## Task prompt
Reproduce exactly the lines from the one containing "Write the React, TypeScript" through the one containing "import React from", both included, and nothing else.

## Records shown
BEGIN

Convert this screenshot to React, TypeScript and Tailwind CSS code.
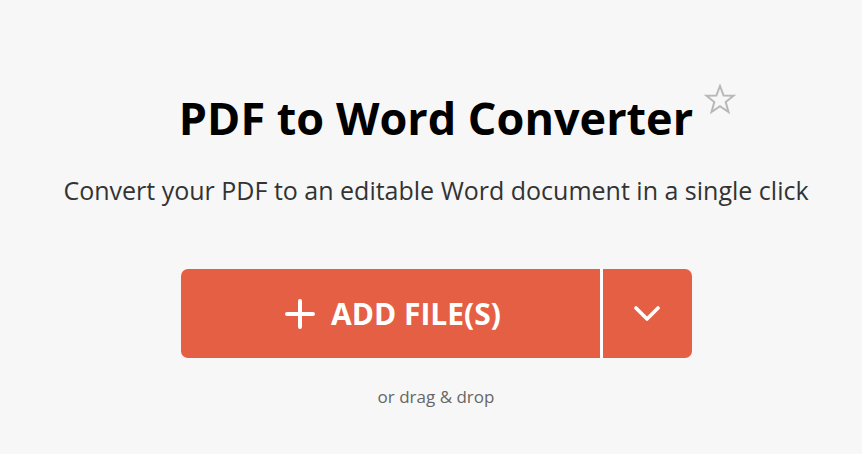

END
BEGIN

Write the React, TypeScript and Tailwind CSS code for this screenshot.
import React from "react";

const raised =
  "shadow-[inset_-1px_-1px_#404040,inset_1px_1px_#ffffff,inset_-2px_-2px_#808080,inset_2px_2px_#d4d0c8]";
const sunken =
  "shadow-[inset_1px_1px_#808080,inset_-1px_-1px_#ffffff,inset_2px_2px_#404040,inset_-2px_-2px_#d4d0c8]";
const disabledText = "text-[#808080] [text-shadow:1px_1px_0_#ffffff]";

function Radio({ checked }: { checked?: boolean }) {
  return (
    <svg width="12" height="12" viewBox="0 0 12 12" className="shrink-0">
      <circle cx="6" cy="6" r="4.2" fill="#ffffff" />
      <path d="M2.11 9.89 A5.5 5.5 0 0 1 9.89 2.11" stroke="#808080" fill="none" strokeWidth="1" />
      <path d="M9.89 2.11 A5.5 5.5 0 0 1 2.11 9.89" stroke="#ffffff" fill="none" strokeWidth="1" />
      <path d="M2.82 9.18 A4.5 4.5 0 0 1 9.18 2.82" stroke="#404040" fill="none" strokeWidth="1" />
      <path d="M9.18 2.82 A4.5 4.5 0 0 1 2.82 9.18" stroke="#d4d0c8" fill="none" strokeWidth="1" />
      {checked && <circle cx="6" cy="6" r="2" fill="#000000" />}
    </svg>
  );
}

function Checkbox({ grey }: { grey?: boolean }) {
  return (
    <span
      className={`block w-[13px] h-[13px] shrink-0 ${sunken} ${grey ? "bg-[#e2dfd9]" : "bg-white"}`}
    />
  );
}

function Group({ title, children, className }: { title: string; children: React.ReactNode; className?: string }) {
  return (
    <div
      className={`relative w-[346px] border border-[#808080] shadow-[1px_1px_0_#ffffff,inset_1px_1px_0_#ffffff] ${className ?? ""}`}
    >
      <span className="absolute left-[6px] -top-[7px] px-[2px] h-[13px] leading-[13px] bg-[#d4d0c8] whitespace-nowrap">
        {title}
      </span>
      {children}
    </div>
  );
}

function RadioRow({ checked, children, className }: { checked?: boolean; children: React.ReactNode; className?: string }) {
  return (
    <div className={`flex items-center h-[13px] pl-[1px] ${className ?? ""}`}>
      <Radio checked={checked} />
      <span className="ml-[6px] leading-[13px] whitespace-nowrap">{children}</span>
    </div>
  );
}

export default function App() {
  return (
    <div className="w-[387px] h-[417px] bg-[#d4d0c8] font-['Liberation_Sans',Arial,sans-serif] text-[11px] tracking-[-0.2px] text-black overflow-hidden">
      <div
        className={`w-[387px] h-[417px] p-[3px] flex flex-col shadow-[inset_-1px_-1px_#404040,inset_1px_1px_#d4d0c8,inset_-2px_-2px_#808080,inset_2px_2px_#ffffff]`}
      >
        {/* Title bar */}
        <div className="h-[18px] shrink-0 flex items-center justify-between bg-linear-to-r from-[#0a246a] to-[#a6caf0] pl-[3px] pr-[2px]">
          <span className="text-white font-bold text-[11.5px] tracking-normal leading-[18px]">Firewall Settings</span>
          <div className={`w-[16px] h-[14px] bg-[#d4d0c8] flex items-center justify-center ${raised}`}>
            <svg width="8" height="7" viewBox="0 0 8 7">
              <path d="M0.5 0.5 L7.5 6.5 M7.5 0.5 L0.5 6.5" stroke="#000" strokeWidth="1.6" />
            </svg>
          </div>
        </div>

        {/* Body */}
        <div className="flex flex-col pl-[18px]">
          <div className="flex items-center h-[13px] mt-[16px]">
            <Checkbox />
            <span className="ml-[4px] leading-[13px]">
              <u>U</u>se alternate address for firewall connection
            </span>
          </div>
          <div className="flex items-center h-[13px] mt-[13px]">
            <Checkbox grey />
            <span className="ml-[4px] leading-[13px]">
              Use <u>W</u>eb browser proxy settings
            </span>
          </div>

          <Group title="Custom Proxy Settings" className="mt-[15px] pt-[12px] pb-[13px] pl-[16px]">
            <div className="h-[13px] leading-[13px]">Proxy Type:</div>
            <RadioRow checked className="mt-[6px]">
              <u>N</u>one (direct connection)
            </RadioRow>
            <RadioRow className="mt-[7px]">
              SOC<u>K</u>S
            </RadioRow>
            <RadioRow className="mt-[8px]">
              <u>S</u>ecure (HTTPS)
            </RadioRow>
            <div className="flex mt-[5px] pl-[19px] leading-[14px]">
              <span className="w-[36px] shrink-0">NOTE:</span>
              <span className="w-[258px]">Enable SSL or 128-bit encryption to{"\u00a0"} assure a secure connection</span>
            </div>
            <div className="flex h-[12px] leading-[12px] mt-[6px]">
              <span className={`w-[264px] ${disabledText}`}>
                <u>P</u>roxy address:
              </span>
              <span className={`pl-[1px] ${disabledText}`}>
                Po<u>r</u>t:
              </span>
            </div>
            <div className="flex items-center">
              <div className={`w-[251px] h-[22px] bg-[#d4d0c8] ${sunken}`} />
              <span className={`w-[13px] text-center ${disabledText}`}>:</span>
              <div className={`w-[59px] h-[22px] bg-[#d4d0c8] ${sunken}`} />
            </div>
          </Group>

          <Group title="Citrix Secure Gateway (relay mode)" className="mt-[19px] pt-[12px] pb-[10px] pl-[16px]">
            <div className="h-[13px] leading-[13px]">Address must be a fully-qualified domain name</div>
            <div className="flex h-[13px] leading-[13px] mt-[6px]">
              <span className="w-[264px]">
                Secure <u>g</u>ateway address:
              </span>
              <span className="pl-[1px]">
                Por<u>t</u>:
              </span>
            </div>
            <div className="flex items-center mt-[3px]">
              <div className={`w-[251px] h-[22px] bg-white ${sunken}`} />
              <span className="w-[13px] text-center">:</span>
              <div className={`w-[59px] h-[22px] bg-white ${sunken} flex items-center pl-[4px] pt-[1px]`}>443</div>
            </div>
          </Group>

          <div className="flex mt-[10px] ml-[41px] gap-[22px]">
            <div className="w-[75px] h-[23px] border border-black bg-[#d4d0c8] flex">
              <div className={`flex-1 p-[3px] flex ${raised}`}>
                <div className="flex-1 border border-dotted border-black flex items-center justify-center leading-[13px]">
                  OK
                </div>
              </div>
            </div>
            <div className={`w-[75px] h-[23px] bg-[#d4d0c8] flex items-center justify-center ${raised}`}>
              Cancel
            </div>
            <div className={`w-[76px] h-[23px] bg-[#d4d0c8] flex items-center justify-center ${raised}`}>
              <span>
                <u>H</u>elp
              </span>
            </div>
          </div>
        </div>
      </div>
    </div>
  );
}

END

## Answer below
Write the React, TypeScript and Tailwind CSS code for this screenshot.
import React from "react";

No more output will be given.